Ontario Heritage Act
Schedule 7 establishes several amendments to the Ontario Heritage Act (OHA), updating enforcement and compliance rules regarding artifacts and archaeological sites. Significantly, the amendments also now permit the Lieutenant Governor to exempt properties from requiring an archaeological assessment under certain conditions.
The amendments expand the powers of the Minister of Citizenship and Multiculturalism to:
- assess whether any artifacts or archaeological sites are located on any land, or land under water, in the province;
- make assessment orders to direct that no persons shall alter or remove an artifact or any other physical evidence of past human use or activity until an archaeological assessment has been conducted and it has been reported that no further cultural heritage value or interest remains on the site;
- authorize the Minister of Citizenship and Multiculturalism to direct that seized artifacts be deposited in an archaeological collection, and be deposited with an Indigenous community in addition to a public institution; and
- appoint investigators and authorize investigators to enter premises (but not dwellings) during business hours, and to seize artifacts or other archaeological material during an inspection or investigation.
Importantly, the Lieutenant Governor is now permitted to, subject to conditions, exempt a property from requiring an archaeological assessment if the Lieutenant Governor believes the exemption could advance specified provincial priorities such as transit, housing, health, and long-term care. Projects in these fields may therefore benefit from fewer delays due to archaeological assessments, though developers should remain alert to the risk an assessment order may be issued on their project sites.

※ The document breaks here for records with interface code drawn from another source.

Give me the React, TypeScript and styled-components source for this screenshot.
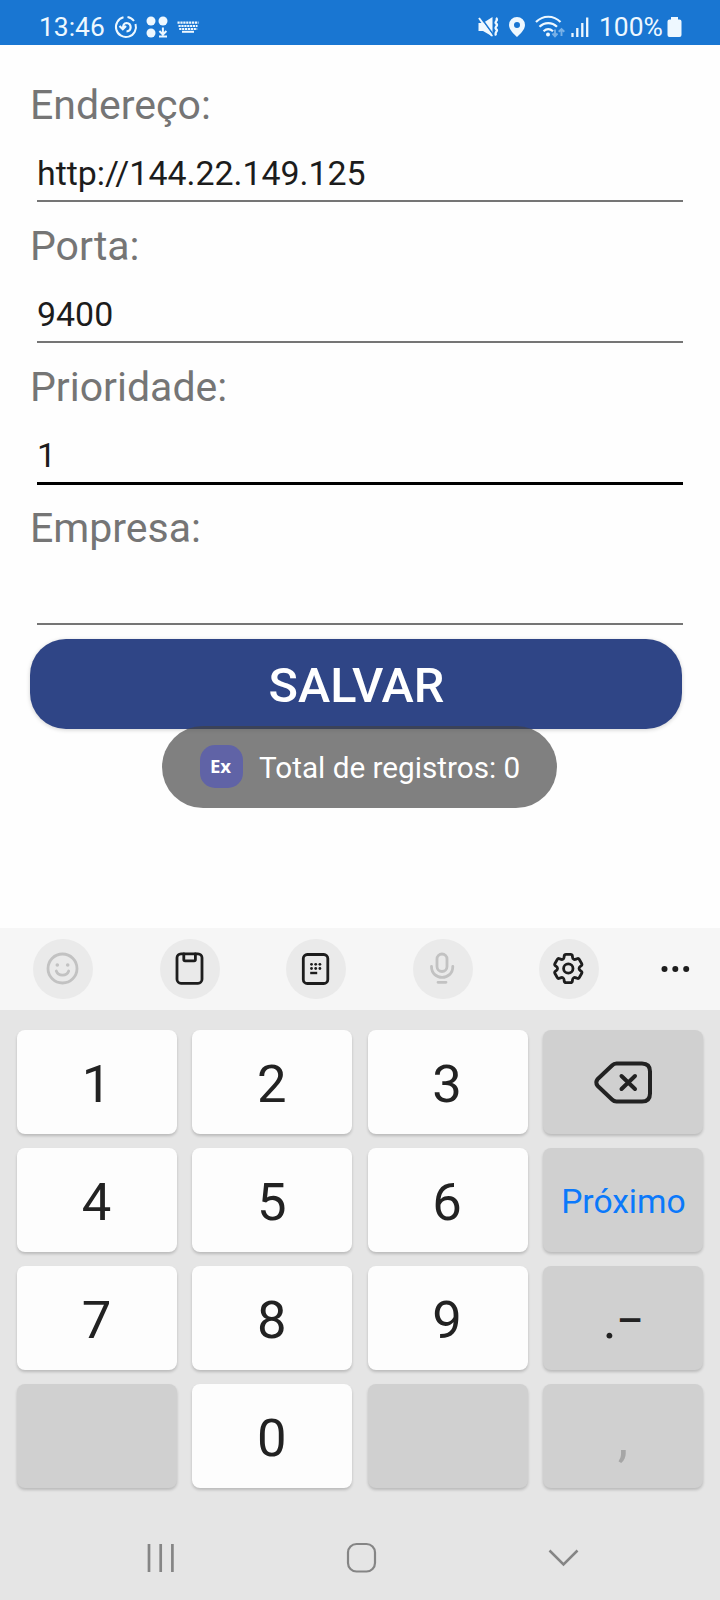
import React from "react";
import styled, { createGlobalStyle } from "styled-components";

const GlobalStyle = createGlobalStyle`
  * { box-sizing: border-box; }
  body { margin: 0; background: #fefefe; font-family: Roboto, "Liberation Sans", sans-serif; }
`;

const Screen = styled.div`
  position: relative;
  display: flex;
  flex-direction: column;
  width: 720px;
  height: 1600px;
  overflow: hidden;
  background: #fefefe;
`;

const StatusBar = styled.header`
  display: flex;
  flex: none;
  justify-content: space-between;
  height: 45px;
  padding: 9px 38px 0 39px;
  background: #1976d2;
  color: #eef8ff;
`;

const StatusGroup = styled.div`
  display: flex;
  align-items: center;
  height: 35px;
`;

const StatusText = styled.span<{ $width: number; $indent?: number }>`
  width: ${(p) => p.$width}px;
  margin-left: ${(p) => p.$indent ?? 0}px;
  font-size: 26.4px;
  line-height: 36px;
  white-space: nowrap;
`;

const StatusIcon = styled.svg<{ $gap: number }>`
  flex: none;
  margin-left: ${(p) => p.$gap}px;
`;

const Form = styled.main`
  display: flex;
  flex: none;
  flex-direction: column;
  height: 883px;
  padding: 30px 38px 0 30px;
`;

const Field = styled.div`
  height: 141px;
`;

const Label = styled.div`
  height: 60px;
  font-size: 41px;
  line-height: 60px;
  color: #757575;
`;

const Value = styled.div<{ $focused?: boolean }>`
  width: 646px;
  height: ${(p) => (p.$focused ? 68 : 67)}px;
  margin-left: 7px;
  padding-top: 14px;
  border-bottom: ${(p) => (p.$focused ? "3px solid #000" : "2px solid #757575")};
  font-size: 33.9px;
  line-height: 49px;
  color: #1c1c1c;
`;

const SaveButton = styled.button`
  flex: none;
  width: 652px;
  height: 90px;
  padding: 4px 0 1px 1px;
  border: 0;
  border-radius: 36px;
  background: #2f4586;
  color: #fff;
  font: 500 48.600px/85px Roboto, sans-serif;
  box-shadow: 0 1px 4px rgba(0, 0, 0, 0.18);
`;

const Toast = styled.div`
  position: absolute;
  top: 726px;
  left: 162px;
  display: flex;
  align-items: center;
  gap: 16px;
  width: 395px;
  height: 82px;
  padding-left: 38px;
  border-radius: 41px;
  background: rgba(65, 65, 65, 0.67);
  color: #fff;
  font-size: 29.7px;
  white-space: nowrap;
`;

const AppBadge = styled.span`
  width: 43px;
  height: 43px;
  margin-bottom: 1px;
  padding-right: 2px;
  border-radius: 15px;
  background: #6063a6;
  font: 700 18.600px/42px "Open Sans", sans-serif;
  text-align: center;
`;

const Toolbar = styled.div`
  display: flex;
  flex: none;
  align-items: center;
  gap: 66.5px;
  height: 82px;
  padding-left: 33px;
  background: #f6f6f6;
`;

const ToolButton = styled.div<{ $plain?: boolean }>`
  display: flex;
  flex: none;
  width: 60px;
  height: 60px;
  border-radius: 50%;
  background: ${(p) => (p.$plain ? "transparent" : "#eaeaea")};
  margin-left: ${(p) => (p.$plain ? -21 : 0)}px;
`;

const Keyboard = styled.section`
  flex: none;
  height: 590px;
  padding: 20px 17px 0;
  background: #e5e5e5;
`;

const Keys = styled.div`
  display: grid;
  grid-template-columns: repeat(4, 160px);
  grid-auto-rows: 104px;
  gap: 14px 15.3px;
`;

const Key = styled.div<{ $dark?: boolean }>`
  display: flex;
  align-items: center;
  justify-content: center;
  padding: 3px 1px 0 0;
  border-radius: 8px;
  background: ${(p) => (p.$dark ? "#d0d0d0" : "#fdfdfd")};
  box-shadow: 0 2px 3px rgba(0, 0, 0, 0.19);
  color: #222;
  font-size: 52.6px;
  line-height: 60px;
`;

const ActionLabel = styled.span`
  padding-left: 2px;
  font-size: 33.6px;
  color: #0b79fb;
`;

const Punctuation = styled.span<{ $faded?: boolean }>`
  padding-left: 1px;
  color: ${(p) => (p.$faded ? "#a6a6a6" : "#222")};
`;

const Dash = styled.span`
  font-size: 41px;
  font-weight: 500;
  line-height: 1;
  vertical-align: 4px;
`;

const Navigation = styled.nav`
  display: flex;
  align-items: center;
  height: 92px;
  margin-top: 24px;
  padding-left: 130px;
  gap: 170.5px;
`;

const NavIcon = styled.svg`
  flex: none;
  width: 30px;
  height: 32px;
  overflow: visible;
  fill: none;
  stroke: #858585;
`;

const TimerIcon = () => (
  <StatusIcon $gap={0} width="24" height="24" viewBox="0 0 24 24" fill="none" stroke="currentColor" strokeWidth="2">
    <path d="M9.500 2.300A10 10 0 1 0 21.500 9M20 6A10 10 0 0 0 13.500 2.100" />
    <path d="M5.500 11l3.300 3.300L12 11M9 13.500c0-3 1-5.500 3.500-5.500 5.500.5 5.500 8 0 8.500" strokeWidth="2.200" />
  </StatusIcon>
);

const AppsIcon = () => (
  <StatusIcon $gap={8} width="22" height="22" viewBox="0 0 22 22" fill="currentColor">
    <circle cx="5" cy="5" r="4.500" /><circle cx="17" cy="5" r="4.500" /><circle cx="5" cy="17" r="4.500" />
    <path d="M16.900 11.500v7m-3.500-3.500 3.500 3.500 3.500-3.500M13 20.500h8" fill="none" stroke="currentColor" strokeWidth="2" />
  </StatusIcon>
);

const KeyboardIcon = () => (
  <StatusIcon $gap={9} width="22" height="12" viewBox="0 0 22 12" stroke="currentColor" fill="none">
    <path d="M.5 1.700h21M1.500 5h19M2.200 8h18" strokeWidth="2.200" strokeDasharray="2.200 .7" />
    <path d="M5 10.800h12" strokeWidth="2" />
  </StatusIcon>
);

const MuteIcon = () => (
  <StatusIcon $gap={0} width="21" height="22" viewBox="0 0 21 22" fill="none" stroke="currentColor">
    <path d="M.5 7h4.500L14.500 1v19.500L5 15H.5z" fill="currentColor" stroke="none" />
    <path d="M2.700 1.200 15.500 19" stroke="#1976d2" strokeWidth="1.600" />
    <path d="M1 2 14 20" strokeWidth="2" />
    <path d="M18 2c3 2.500-2 3.500 0 5.500 3 2-2 3.500 0 5.500 3 2-2 3 0 6.500" strokeWidth="2.300" />
  </StatusIcon>
);

const PinIcon = () => (
  <StatusIcon $gap={10} width="16" height="22" viewBox="0 0 16 22" fill="currentColor">
    <path fillRule="evenodd" d="M8 1a8 8 0 0 0-8 8c0 5 5.500 9.500 8 12 2.500-2.500 8-7 8-12a8 8 0 0 0-8-8Zm0 5a3 3 0 1 1 0 6 3 3 0 0 1 0-6Z" />
  </StatusIcon>
);

const WifiIcon = () => (
  <StatusIcon $gap={10} width="31" height="24" viewBox="0 0 31 24" fill="none" stroke="currentColor" strokeWidth="2.200">
    <path d="M1 7c7-7 17.500-7 24.500 0M4.500 11.800c5-5 12.500-5 17.500 0M8.500 16.200c3-2.700 6.500-2.700 9.500 0" />
    <circle cx="13" cy="19.500" r="2" fill="currentColor" stroke="none" />
    <path d="M20 14.500v6.500m-2.500-2.500 2.500 2.800 2.500-2.800M26.500 21v-7m-2.800 2.700 2.800-2.700 2.800 2.700" opacity=".45" strokeWidth="1.900" />
  </StatusIcon>
);

const SignalIcon = () => (
  <StatusIcon $gap={5} width="18" height="22" viewBox="0 0 18 22" stroke="currentColor" strokeWidth="2.300">
    <path d="M1.500 21v-4M6.300 21V12M11.300 21V7M16.200 21V1.500" />
  </StatusIcon>
);

const BatteryIcon = () => (
  <StatusIcon $gap={3} width="15" height="22" viewBox="0 0 15 22" fill="currentColor">
    <path d="M4 1h7v2.500h1.500a2 2 0 0 1 2 2V19a2 2 0 0 1-2 2h-10a2 2 0 0 1-2-2V5.500a2 2 0 0 1 2-2H4z" />
  </StatusIcon>
);

const ToolIcon = styled.svg.attrs({ viewBox: "0 0 60 60", fill: "none" })<{ $faded?: boolean }>`
  width: 60px;
  height: 60px;
  stroke: ${(p) => (p.$faded ? "#c2c2c2" : "#1d1d1d")};
  color: ${(p) => (p.$faded ? "#c2c2c2" : "#1d1d1d")};
  stroke-width: 2.8px;
  stroke-linecap: round;
  stroke-linejoin: round;
`;

// Outline of a six-toothed wheel with every corner rounded off.
const gearPath = (() => {
  const points: [number, number][] = [];
  for (let i = 0; i < 6; i++) {
    const base = (i * Math.PI) / 3 - Math.PI / 2;
    for (const [r, a] of [[10.8, -0.42], [14.6, -0.27], [14.6, 0.27], [10.8, 0.42]]) {
      points.push([29.3 + r * Math.cos(base + a), 29.5 + r * Math.sin(base + a)]);
    }
  }
  const toward = (from: [number, number], to: [number, number]) => {
    const length = Math.hypot(to[0] - from[0], to[1] - from[1]);
    const k = Math.min(0.45, 1.6 / length);
    return `${(from[0] + (to[0] - from[0]) * k).toFixed(2)} ${(from[1] + (to[1] - from[1]) * k).toFixed(2)}`;
  };
  const count = points.length;
  return (
    points
      .map((p, i) => {
        const before = points[(i + count - 1) % count];
        const after = points[(i + 1) % count];
        return `${i ? "L" : "M"}${toward(p, before)}Q${p[0].toFixed(2)} ${p[1].toFixed(2)} ${toward(p, after)}`;
      })
      .join("") + "Z"
  );
})();

const dots = [25.5, 29.7, 33.9];

const fields = [
  { label: "Endereço:", value: "http://144.22.149.125" },
  { label: "Porta:", value: "9400" },
  { label: "Prioridade:", value: "1", focused: true },
  { label: "Empresa:", value: "" },
];

export default function App() {
  return (
    <Screen>
      <GlobalStyle />
      <StatusBar>
        <StatusGroup>
          <StatusText $width={75}>13:46</StatusText>
          <TimerIcon />
          <AppsIcon />
          <KeyboardIcon />
        </StatusGroup>
        <StatusGroup>
          <MuteIcon />
          <PinIcon />
          <WifiIcon />
          <SignalIcon />
          <StatusText $width={65} $indent={10}>100%</StatusText>
          <BatteryIcon />
        </StatusGroup>
      </StatusBar>

      <Form>
        {fields.map((f) => (
          <Field key={f.label}>
            <Label>{f.label}</Label>
            <Value $focused={f.focused}>{f.value}</Value>
          </Field>
        ))}
        <SaveButton>SALVAR</SaveButton>
      </Form>

      <Toolbar>
        <ToolButton>
          <ToolIcon $faded>
            <circle cx="29.500" cy="29.500" r="14.500" />
            <circle cx="24.300" cy="26" r="1.800" fill="currentColor" stroke="none" />
            <circle cx="34.700" cy="26" r="1.800" fill="currentColor" stroke="none" />
            <path d="M23.300 32c2 5.500 10.400 5.500 12.400 0" />
          </ToolIcon>
        </ToolButton>
        <ToolButton>
          <ToolIcon>
            <rect x="17" y="14.800" width="25" height="29.500" rx="4" />
            <path d="M23.800 15v5.500q0 1.300 1.300 1.300h9q1.300 0 1.300-1.300V15" />
          </ToolIcon>
        </ToolButton>
        <ToolButton>
          <ToolIcon>
            <rect x="17.300" y="15.500" width="24.500" height="29" rx="4" />
            {dots.map((x) => (
              <React.Fragment key={x}>
                <circle cx={x} cy="25.300" r="1.400" fill="currentColor" stroke="none" />
                <circle cx={x} cy="29.500" r="1.400" fill="currentColor" stroke="none" />
              </React.Fragment>
            ))}
            <rect x="24.200" y="32.800" width="7" height="2.400" fill="currentColor" stroke="none" />
          </ToolIcon>
        </ToolButton>
        <ToolButton>
          <ToolIcon $faded>
            <rect x="24" y="15" width="10" height="17.500" rx="5" />
            <path d="M18.500 27.500c0 14.500 21.300 14.500 21.300 0M25 43.300h8" />
          </ToolIcon>
        </ToolButton>
        <ToolButton>
          <ToolIcon>
            <path d={gearPath} />
            <circle cx="29.300" cy="29.500" r="4.700" />
          </ToolIcon>
        </ToolButton>
        <ToolButton $plain>
          <ToolIcon>
            <g fill="currentColor" stroke="none">
              <circle cx="19.500" cy="30" r="3" /><circle cx="30.300" cy="30" r="3" /><circle cx="41.200" cy="30" r="3" />
            </g>
          </ToolIcon>
        </ToolButton>
      </Toolbar>

      <Keyboard>
        <Keys>
          <Key>1</Key><Key>2</Key><Key>3</Key>
          <Key $dark>
            <svg width="60" height="46" viewBox="-3.500 0 60 46" fill="none" stroke="#222" strokeWidth="4" strokeLinecap="round" strokeLinejoin="round">
              <path d="M21 2.500h25.500q8 0 8 8v22q0 8-8 8H21q-2.500 0-4.500-2L2 24.700q-2.500-3.200 0-6.400L16.500 4.500q2-2 4.500-2Z" />
              <path d="m26 15 13.500 13M39.500 15 26 28" />
            </svg>
          </Key>
          <Key>4</Key><Key>5</Key><Key>6</Key>
          <Key $dark><ActionLabel>Próximo</ActionLabel></Key>
          <Key>7</Key><Key>8</Key><Key>9</Key>
          <Key $dark><Punctuation>.<Dash>–</Dash></Punctuation></Key>
          <Key $dark /><Key>0</Key><Key $dark />
          <Key $dark><Punctuation $faded>,</Punctuation></Key>
        </Keys>
        <Navigation>
          <NavIcon viewBox="0 0 30 32" strokeWidth="2.700"><path d="M2 2v28M13.700 2v28M25.400 2v28" /></NavIcon>
          <NavIcon viewBox="0 0 30 32" strokeWidth="2.200"><rect x="0" y="2" width="27" height="27.500" rx="8.500" /></NavIcon>
          <NavIcon viewBox="0 0 30 32" strokeWidth="2.500"><path d="m1.500 8.500 14 14 14-14" /></NavIcon>
        </Navigation>
      </Keyboard>

      <Toast>
        <AppBadge>Ex</AppBadge>
        <span>Total de registros: 0</span>
      </Toast>
    </Screen>
  );
}
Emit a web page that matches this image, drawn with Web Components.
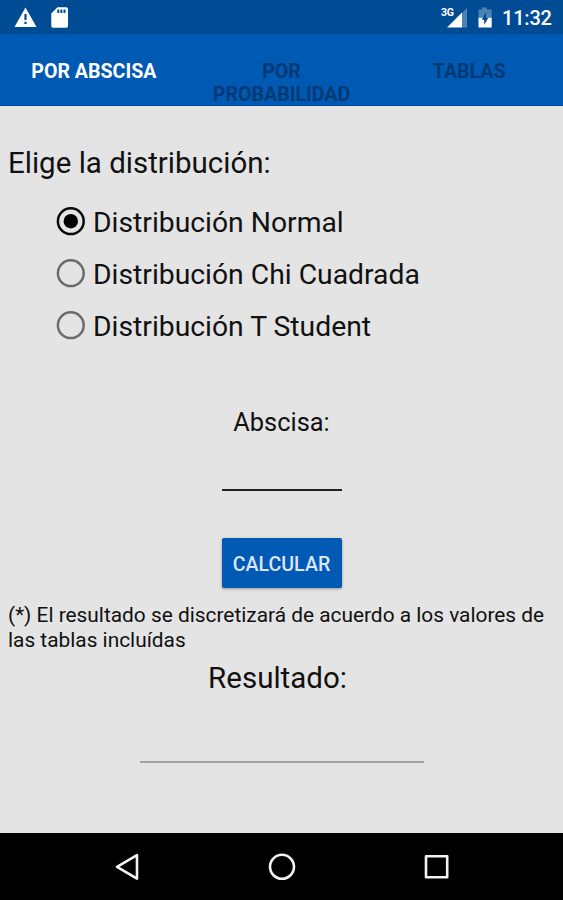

Section 68.3 of the OHA is also expanded to specify that instruments such as regulations and orders made by the Lieutenant Governor do not entitle persons to compensation. Coupled with the potential for delays resulting from an assessment order, developers and contractors will want to ensure their construction agreements contain robust provisions outlining the relief and compensation consequences of assessment orders and investigations.